Eis uma definição amplamente aceita: _É um conjunto de valores, normas, credos, atitudes e presunções que pautam o comportamento das pessoas dentro de uma empresa._

Eis outra definição, um pouco mais poética: _Fenômeno vivo e ativo através do qual as pessoas conjuntamente criam e recriam a empresa em que trabalham._

Edgar Schein, um importante autor nesse tema, usou uma definição tão genérica que deixa de ser prática: _A maneira como fazemos as coisas aqui_.

O grande problema é que a cultura de uma empresa raramente é verbalizada, muito menos escrita. E quando o é, surge controvérsia, porque palavras significam coisas diferentes para pessoas diferentes: minha ideia de “trabalho em equipe” pode ser diferente da sua. 

E a mídia não ajuda muito, porque tende a rotular as empresas, por exemplo rotulando a Apple como uma cultura de segredo e o Walmart como uma cultura de frugalidade. 

Tem mais: diferentes partes de uma empresa grande podem ter culturas específicas. A Shell que explora e produz petróleo pode ser muito diferente da Shell que vende gasolina no varejo. 

E por razões tanto de cultura de país como regulatórias, empresas tendem a adquirir cor local em diferentes países: Starbucks teve que fazer grande cirurgia na sua cultura para dar certo na China. O mesmo ocorreu com McDonald’s no Paquistão. Há também colisões incontornáveis entre a cultura de um País e a cultura de uma Empresa: Ikea declara que saiu do Japão por incompatibilidade cultural. E Walmart, que retirou-se da Alemanha pela mesma razão. 

A bibliografia sobre o assunto no geral prima por um forte fundamento teórico mas é escassa na prática: Deal & Kennedy, um dos primeiros livros (1982) mostraram um modelo que é um primor de concepção mas completamente desprovido de qualquer função prescritiva! O livro de Hofstede foi cultuadíssimo durante anos: dedica dezenas de páginas ao tema distância do poder, mas mal explica por que isso é importante. Os livros mais amplamente indicados sobre o tema são os de Edgar Schein, professor da MIT Sloan que estuda o assunto desde a década de 80. Mas o meu favorito é o _Organization Culture_ de Naomi Stanford, publicado em 2010 pelos editores da revista _The Economist_. E vale mencionar que Betania Tanure lida muito bem com a cultura de empresas no Brasil no livro dela _Gestão à Brasileira_.

Você visitar uma empresa e tentar decodificar a cultura dela é tarefa árdua, porque boa parte da cultura de uma empresa não consta de manuais.
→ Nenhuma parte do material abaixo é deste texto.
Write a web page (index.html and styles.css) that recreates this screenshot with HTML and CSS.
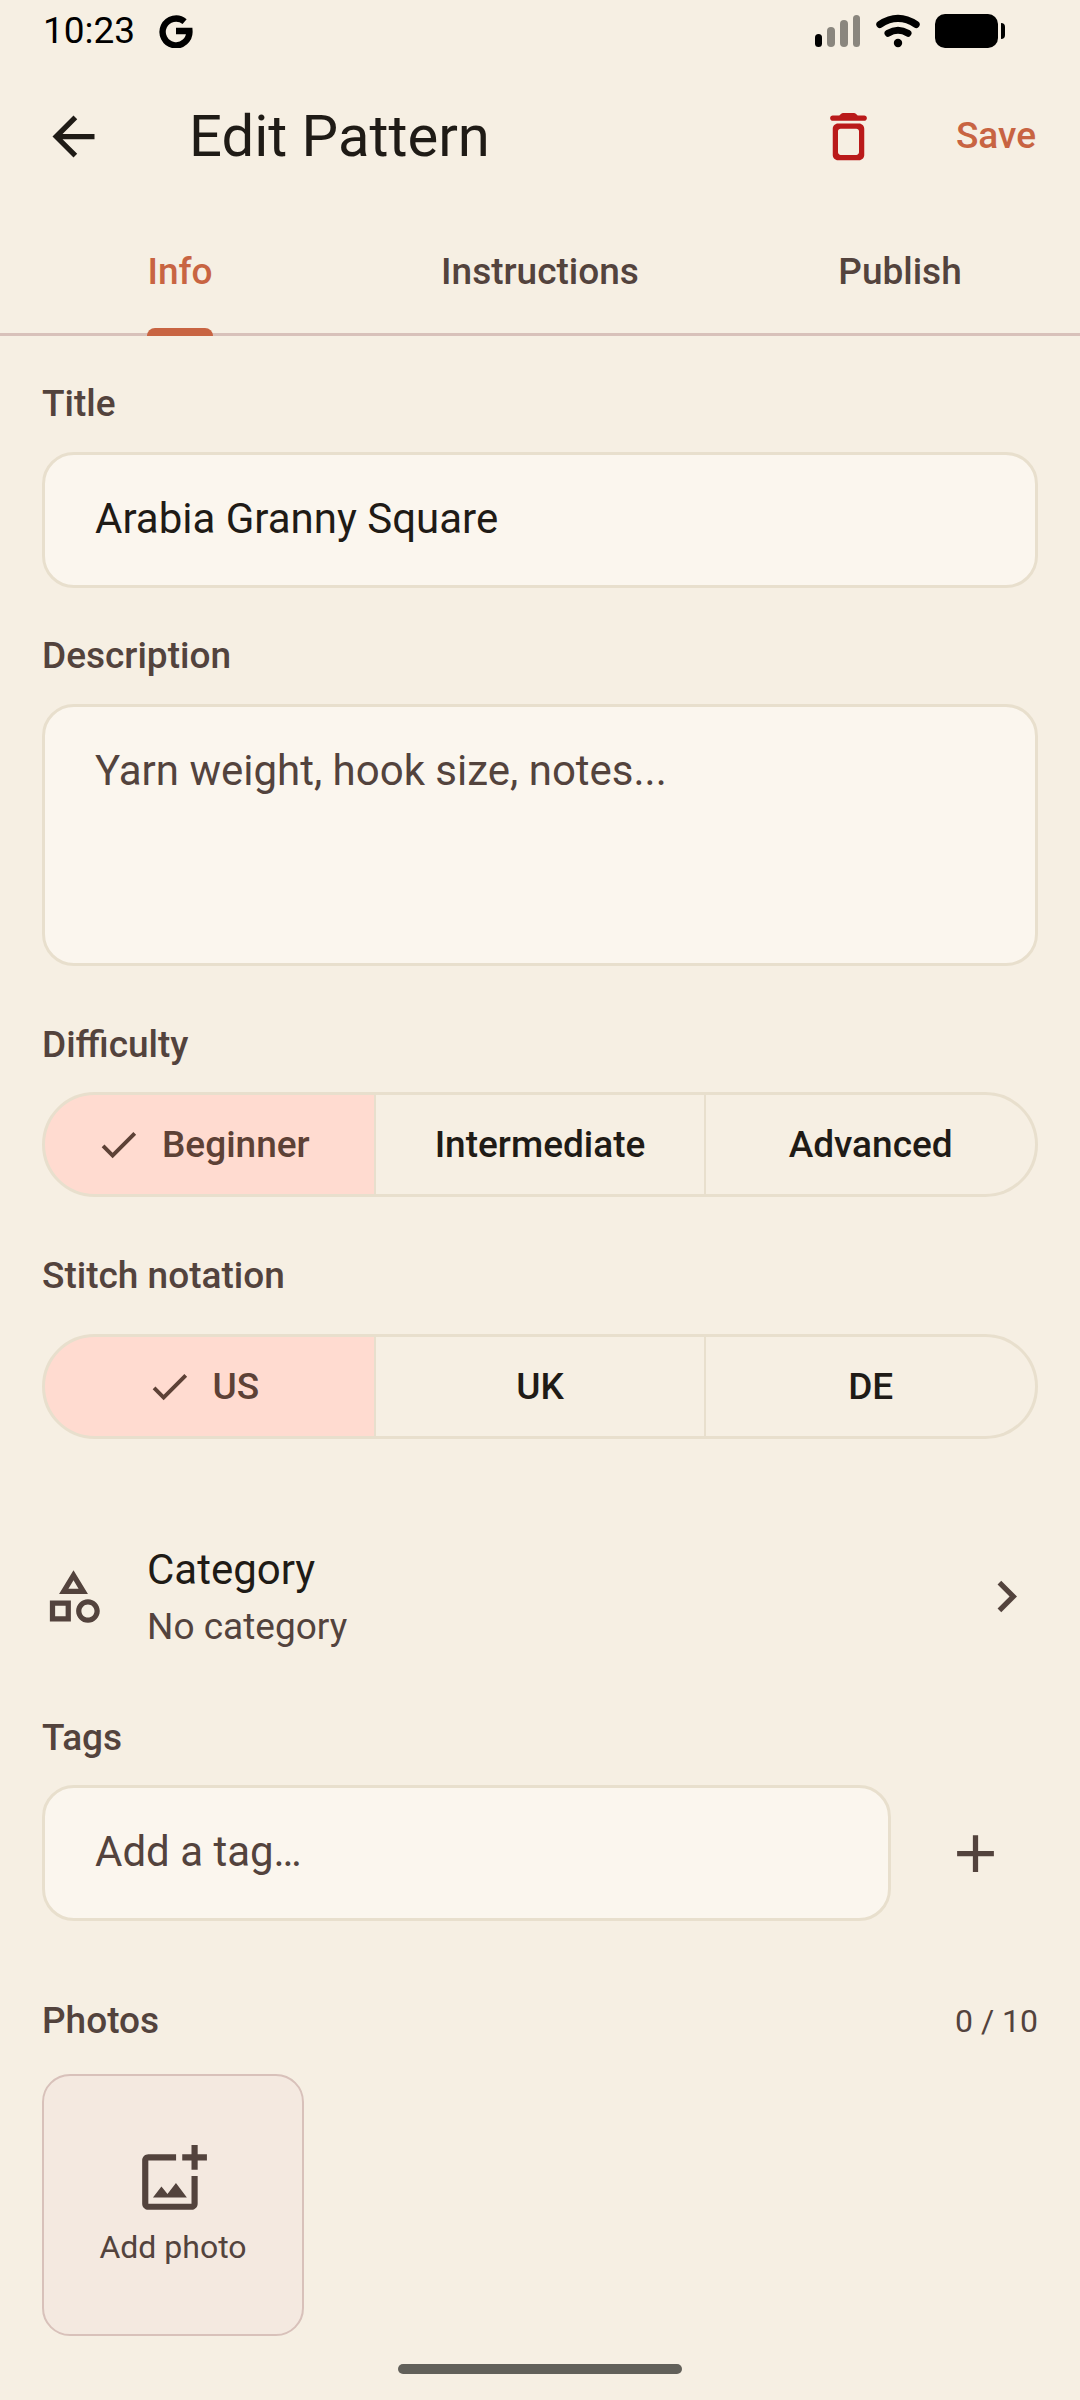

Perguntar a um executivo há anos na empresa também gera pouco resultado. Ele está imerso nela o tempo todo, e provavelmente sabe direitinho como navegar dentro dela, mas tem grande dificuldade em colocar isto em palavras. É como perguntar a um peixe sobre a água! 

Existem uns 15 testes quantitativos e qualitativos para se avaliar a cultura de uma empresa. Há bastante controvérsia sobre seu uso: Edgar Schein chegou a _contra-recomendar_ qualquer esforço de _mudança cultural_ que comece com um deles! Mesmo assim, são utilizados, sobretudo em empresas contemplando uma fusão. A maioria tem duas limitações sérias:

1. Como cada pessoa interpreta a palavra escrita (por exemplo, “ética” pode significar diferentes coisas para diferentes pessoas).
2. As respostas de uma pessoa são fortemente influenciadas pelo relacionamento que esta pessoa tem com seu chefe imediato (improvável alguém gostar da empresa se não gosta do chefe imediato…). 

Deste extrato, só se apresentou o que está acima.